### GIVEN DATA
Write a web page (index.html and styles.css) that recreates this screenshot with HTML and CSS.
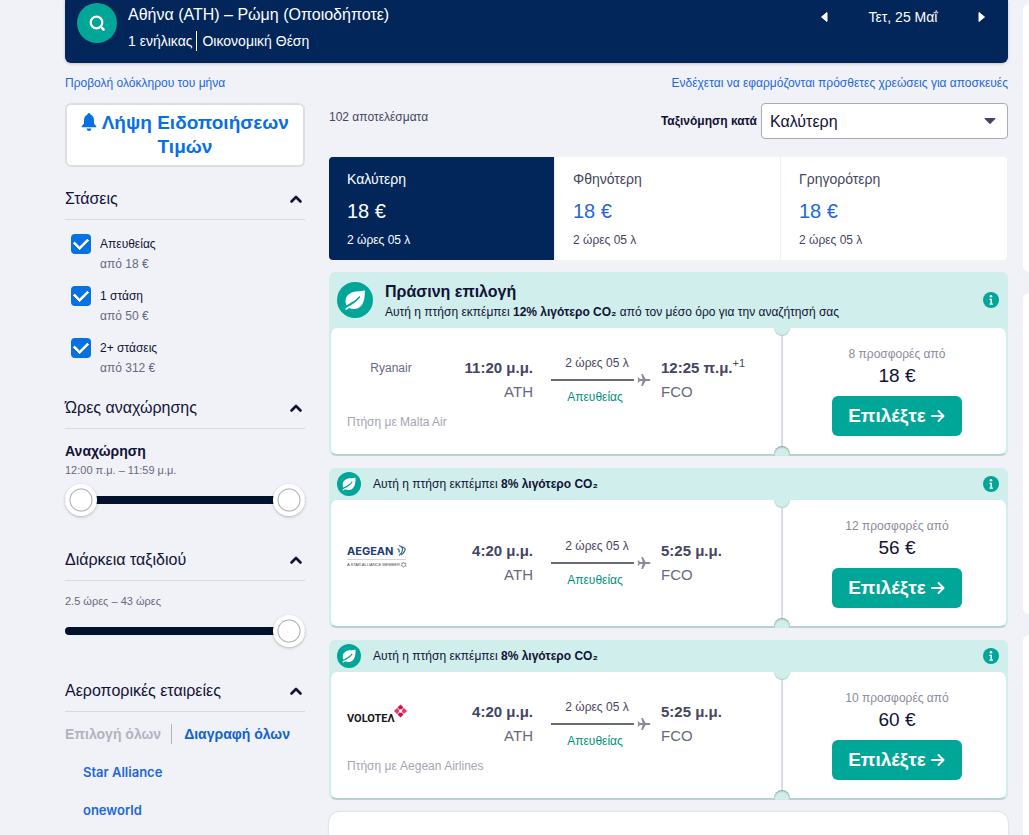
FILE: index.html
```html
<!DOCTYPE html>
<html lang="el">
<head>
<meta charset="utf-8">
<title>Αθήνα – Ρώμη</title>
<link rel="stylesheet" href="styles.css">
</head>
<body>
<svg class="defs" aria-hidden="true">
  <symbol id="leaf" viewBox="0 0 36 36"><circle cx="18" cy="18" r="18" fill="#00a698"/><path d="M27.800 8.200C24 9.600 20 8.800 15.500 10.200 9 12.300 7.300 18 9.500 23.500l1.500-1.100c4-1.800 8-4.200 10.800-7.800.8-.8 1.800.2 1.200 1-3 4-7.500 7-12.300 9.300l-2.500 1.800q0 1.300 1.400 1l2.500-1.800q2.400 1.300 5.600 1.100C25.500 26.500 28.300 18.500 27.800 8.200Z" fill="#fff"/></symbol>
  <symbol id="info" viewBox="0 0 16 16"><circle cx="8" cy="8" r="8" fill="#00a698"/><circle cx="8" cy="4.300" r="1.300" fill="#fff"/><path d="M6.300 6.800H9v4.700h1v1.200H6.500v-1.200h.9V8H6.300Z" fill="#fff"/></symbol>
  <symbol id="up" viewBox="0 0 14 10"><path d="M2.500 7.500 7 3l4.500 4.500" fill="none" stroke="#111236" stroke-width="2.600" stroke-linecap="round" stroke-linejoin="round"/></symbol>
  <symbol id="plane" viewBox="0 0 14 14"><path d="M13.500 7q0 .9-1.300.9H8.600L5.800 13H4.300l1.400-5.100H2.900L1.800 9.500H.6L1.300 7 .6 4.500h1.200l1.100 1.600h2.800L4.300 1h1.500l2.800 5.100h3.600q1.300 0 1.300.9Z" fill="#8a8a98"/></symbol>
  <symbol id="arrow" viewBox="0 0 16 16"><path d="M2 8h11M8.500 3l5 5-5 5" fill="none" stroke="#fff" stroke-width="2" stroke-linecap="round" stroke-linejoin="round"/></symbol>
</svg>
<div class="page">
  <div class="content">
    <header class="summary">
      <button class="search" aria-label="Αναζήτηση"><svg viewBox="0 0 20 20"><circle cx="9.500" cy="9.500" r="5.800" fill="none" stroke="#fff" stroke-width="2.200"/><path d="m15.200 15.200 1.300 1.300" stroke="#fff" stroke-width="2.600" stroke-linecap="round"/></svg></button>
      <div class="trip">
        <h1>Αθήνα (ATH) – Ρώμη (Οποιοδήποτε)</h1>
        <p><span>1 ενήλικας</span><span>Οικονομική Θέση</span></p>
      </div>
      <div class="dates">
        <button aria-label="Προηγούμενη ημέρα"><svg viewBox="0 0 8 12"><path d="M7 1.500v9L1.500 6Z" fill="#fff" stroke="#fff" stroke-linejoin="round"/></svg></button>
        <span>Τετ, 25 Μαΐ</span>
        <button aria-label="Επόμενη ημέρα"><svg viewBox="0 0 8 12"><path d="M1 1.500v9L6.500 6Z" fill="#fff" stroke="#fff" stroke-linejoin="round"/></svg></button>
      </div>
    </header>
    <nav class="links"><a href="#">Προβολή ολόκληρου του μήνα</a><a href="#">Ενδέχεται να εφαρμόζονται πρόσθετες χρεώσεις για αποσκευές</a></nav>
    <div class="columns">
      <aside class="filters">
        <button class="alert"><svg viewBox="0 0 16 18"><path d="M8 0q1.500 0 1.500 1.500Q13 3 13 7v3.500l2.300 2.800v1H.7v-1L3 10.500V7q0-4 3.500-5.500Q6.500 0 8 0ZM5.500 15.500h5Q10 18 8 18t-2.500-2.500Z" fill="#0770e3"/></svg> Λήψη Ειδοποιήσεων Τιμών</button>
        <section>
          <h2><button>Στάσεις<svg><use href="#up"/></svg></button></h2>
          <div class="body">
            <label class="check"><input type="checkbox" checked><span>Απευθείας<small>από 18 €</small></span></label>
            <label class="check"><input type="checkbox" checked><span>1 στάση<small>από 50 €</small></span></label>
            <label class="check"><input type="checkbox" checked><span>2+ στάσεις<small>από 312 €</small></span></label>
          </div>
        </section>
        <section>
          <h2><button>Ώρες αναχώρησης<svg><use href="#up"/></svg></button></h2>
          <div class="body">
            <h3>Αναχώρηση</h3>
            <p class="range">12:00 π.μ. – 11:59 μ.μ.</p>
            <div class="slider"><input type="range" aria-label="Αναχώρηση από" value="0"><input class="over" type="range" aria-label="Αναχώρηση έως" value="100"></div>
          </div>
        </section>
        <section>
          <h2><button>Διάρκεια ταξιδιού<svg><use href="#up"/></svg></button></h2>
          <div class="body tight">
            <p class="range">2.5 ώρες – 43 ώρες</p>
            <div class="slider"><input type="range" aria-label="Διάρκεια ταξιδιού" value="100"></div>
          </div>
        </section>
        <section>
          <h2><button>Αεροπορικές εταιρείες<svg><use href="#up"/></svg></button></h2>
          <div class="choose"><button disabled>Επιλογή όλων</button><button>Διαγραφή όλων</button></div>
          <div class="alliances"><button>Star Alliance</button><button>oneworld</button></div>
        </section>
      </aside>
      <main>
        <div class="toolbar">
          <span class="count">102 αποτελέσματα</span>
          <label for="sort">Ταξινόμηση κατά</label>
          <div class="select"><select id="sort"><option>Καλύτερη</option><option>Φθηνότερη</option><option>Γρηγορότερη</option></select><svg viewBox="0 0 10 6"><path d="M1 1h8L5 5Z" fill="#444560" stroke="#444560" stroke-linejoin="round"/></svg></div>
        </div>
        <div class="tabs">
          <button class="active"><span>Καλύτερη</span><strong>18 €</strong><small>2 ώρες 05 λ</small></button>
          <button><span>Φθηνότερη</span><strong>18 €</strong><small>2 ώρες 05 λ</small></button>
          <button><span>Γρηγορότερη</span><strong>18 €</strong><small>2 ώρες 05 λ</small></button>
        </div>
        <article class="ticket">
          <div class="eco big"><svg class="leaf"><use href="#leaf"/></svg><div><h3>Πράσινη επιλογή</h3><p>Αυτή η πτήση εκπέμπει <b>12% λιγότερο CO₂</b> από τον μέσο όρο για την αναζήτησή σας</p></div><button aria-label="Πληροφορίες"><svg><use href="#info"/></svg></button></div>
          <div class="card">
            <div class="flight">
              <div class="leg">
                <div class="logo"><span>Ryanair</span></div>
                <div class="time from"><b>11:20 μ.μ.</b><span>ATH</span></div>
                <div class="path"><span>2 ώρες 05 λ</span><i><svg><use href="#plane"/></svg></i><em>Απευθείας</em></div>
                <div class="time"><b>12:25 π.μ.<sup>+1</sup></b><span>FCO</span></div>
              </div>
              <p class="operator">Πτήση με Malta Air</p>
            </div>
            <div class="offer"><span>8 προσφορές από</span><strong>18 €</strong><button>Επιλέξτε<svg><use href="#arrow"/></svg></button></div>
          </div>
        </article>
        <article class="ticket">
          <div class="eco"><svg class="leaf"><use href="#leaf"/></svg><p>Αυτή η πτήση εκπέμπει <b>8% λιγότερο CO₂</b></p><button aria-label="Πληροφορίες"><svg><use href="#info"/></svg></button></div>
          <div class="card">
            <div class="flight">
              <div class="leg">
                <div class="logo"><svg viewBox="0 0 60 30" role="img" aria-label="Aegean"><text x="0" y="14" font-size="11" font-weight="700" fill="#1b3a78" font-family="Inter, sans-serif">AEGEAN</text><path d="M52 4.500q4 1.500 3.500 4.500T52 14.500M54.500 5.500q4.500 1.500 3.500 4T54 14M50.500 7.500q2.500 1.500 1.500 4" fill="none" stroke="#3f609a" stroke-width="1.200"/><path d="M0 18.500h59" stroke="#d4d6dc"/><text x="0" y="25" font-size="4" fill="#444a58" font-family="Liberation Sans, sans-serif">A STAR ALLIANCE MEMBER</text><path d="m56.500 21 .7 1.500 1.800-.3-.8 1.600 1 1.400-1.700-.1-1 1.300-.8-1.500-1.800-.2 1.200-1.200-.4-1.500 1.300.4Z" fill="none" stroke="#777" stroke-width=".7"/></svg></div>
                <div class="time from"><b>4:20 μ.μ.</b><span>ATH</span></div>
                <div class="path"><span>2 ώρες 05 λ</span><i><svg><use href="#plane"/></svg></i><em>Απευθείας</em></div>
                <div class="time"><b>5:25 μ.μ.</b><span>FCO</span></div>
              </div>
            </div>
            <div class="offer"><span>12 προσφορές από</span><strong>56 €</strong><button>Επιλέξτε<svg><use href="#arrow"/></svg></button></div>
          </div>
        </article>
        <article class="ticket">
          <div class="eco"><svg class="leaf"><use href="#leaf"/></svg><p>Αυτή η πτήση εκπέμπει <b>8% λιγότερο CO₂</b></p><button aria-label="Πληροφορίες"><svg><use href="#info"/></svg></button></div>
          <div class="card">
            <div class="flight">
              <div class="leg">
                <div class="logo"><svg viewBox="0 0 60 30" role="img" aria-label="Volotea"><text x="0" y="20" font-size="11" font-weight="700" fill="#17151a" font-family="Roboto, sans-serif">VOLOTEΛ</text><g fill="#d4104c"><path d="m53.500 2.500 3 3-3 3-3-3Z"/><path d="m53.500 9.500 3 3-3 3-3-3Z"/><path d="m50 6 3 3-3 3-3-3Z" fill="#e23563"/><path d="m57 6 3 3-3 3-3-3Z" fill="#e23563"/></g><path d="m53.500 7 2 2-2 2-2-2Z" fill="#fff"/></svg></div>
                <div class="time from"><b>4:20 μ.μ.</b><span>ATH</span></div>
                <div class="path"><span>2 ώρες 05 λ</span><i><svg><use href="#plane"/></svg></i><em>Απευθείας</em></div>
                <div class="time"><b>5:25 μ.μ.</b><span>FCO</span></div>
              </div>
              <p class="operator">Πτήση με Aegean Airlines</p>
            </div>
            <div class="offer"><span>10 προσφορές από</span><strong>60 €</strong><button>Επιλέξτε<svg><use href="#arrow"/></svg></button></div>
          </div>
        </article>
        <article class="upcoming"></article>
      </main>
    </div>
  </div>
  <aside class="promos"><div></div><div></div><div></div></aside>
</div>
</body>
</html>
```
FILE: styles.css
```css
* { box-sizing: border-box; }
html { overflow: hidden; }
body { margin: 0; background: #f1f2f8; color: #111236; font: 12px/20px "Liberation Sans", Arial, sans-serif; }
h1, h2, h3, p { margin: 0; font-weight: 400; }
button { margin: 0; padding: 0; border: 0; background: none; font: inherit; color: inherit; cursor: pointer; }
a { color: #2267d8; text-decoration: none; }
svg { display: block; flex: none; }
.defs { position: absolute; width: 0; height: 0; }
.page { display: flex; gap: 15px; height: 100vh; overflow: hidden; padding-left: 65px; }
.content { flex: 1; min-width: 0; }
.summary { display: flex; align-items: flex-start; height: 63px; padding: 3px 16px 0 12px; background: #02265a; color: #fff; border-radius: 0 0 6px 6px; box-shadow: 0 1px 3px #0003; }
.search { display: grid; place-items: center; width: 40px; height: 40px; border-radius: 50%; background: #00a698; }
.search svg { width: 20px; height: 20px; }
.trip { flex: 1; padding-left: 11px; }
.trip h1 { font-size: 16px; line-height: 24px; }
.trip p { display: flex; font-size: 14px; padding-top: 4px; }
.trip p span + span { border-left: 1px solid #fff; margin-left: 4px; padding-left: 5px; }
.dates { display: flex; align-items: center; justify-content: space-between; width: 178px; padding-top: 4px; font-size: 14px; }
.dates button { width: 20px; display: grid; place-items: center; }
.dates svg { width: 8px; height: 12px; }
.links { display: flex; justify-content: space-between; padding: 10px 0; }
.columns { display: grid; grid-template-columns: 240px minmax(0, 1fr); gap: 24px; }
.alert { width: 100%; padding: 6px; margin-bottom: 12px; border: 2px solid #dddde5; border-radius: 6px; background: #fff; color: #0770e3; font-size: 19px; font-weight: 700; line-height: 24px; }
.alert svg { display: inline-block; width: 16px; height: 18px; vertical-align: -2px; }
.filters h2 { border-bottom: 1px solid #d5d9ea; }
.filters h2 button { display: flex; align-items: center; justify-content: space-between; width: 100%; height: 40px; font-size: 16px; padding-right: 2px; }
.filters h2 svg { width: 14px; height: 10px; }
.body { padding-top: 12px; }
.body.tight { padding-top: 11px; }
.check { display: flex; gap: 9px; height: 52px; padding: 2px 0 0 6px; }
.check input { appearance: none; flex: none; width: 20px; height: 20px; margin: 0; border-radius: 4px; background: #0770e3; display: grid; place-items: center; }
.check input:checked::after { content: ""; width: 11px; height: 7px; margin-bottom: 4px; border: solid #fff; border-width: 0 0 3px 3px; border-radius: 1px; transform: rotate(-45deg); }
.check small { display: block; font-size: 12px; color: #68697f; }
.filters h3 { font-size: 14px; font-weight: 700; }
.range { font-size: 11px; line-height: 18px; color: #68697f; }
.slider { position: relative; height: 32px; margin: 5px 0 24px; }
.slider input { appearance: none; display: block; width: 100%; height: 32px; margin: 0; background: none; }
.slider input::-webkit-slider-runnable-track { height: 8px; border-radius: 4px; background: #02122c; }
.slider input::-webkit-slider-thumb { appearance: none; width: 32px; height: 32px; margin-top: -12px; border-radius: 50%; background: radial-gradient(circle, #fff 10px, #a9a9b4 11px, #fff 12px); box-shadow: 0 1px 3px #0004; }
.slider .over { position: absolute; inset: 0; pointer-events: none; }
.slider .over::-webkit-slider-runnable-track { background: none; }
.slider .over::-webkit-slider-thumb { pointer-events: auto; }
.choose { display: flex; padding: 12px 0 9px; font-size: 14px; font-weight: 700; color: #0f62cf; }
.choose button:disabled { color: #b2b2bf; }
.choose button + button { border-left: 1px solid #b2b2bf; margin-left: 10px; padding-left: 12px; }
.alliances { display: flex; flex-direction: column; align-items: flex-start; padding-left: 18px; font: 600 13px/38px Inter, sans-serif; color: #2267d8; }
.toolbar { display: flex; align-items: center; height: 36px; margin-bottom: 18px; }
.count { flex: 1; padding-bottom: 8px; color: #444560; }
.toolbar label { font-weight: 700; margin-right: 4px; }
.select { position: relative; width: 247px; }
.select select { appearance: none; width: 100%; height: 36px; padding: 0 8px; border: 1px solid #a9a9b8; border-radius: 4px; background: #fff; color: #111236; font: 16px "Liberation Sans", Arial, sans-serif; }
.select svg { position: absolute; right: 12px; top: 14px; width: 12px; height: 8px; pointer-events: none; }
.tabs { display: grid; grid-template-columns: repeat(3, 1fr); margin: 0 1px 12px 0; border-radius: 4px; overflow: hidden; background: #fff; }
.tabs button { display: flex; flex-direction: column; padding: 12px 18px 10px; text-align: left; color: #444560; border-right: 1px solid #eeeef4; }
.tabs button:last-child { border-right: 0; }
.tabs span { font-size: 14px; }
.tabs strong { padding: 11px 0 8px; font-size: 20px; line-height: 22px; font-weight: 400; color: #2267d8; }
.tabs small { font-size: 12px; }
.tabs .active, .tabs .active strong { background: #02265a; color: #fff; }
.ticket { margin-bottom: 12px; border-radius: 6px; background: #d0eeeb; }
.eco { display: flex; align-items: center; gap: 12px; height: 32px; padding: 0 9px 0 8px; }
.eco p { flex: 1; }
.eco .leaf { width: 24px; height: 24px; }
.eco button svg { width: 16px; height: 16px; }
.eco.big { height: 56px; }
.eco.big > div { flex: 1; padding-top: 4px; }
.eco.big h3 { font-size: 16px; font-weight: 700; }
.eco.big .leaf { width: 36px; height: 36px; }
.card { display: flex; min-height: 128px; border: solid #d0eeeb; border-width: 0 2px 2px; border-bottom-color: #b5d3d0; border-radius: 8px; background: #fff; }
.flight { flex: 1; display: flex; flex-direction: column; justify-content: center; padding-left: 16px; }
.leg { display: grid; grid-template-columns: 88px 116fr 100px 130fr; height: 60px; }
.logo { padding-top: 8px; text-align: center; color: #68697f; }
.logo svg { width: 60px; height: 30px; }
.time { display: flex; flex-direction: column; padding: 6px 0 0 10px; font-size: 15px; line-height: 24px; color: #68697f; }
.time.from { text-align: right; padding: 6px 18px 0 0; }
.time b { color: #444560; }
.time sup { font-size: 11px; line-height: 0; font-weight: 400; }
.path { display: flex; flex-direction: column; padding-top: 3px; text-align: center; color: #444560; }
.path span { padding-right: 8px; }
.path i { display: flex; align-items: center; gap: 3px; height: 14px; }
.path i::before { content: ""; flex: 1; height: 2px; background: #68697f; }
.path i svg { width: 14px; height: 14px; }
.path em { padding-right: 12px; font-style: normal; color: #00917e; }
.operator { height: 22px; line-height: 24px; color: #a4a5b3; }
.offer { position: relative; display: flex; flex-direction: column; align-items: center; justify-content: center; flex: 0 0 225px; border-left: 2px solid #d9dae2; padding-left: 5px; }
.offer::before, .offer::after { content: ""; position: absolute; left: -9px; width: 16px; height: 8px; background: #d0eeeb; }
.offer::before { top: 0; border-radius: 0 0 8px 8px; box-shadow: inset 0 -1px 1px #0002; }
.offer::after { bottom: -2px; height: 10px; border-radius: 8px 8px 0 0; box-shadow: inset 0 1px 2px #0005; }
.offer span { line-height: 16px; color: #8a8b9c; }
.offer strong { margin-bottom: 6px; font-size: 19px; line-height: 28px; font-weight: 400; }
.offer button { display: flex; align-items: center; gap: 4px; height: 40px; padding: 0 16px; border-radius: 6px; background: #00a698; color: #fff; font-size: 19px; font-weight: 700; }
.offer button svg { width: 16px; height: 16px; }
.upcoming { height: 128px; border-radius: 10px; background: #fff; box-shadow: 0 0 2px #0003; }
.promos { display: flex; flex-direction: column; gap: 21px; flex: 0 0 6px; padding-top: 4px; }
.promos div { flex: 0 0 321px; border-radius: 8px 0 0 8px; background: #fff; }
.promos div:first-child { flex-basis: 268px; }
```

### WHAT TO PRODUCE
Extract every line above that contains the word "styles".

### SOLUTION BELOW
Write a web page (index.html and styles.css) that recreates this screenshot with HTML and CSS.
<link rel="stylesheet" href="styles.css">
FILE: styles.css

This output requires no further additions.